14.In reaching this conclusion, we take to mind the provisions of sections 37 and 38 of the Limitation of Actions Act pursuant to which prescriptive rights take effect upon recognition under an order of the court, and an entry in that regard made in the title register. In any event, the applicant’s eviction by the rightful owner on 4th December 2015 before obtaining and registering in the register of titles any court order in recognition of his claim for the alleged prescriptive rights brought his claim to a dead end. It is instructive that the 2nd respondent asserted his claim as the registered proprietor, made an effective entry and dispossessed the applicant, who did not assert any claim adverse to that of the 2nd respondent otherwise than as a licensee. Moreover, by the conceded and undisputed eviction, the registered proprietor had already asserted his rights and made an effective entry into the suit land (see Wanyancha Gibiti & 3 others vs.
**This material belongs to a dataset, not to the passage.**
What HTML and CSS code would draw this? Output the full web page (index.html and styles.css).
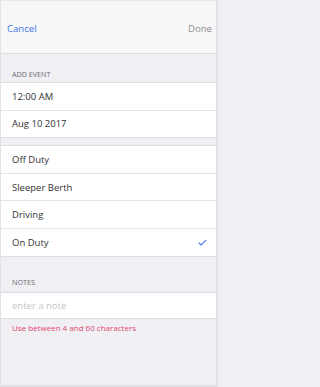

Waigoge Nyahiri Sinda  eKLR).
15.Having carefully considered the applicant’s Motion, the grounds on which it is made, the annexed affidavit in support thereof, the grounds on which the appeal is anchored, the relevant statute and case law, the written and oral submissions of learned counsel for the applicant, we reach the inescapable conclusion that the applicant has not presented before us an arguable appeal. In the circumstances, we need not pronounce ourselves on the second limb of the twin principle for grant of orders on application under Rule 5(2) (b) of this Court’s Rules. In effect, the applicant’s Motion fails and is hereby dismissed with no orders as to costs. Orders accordingly.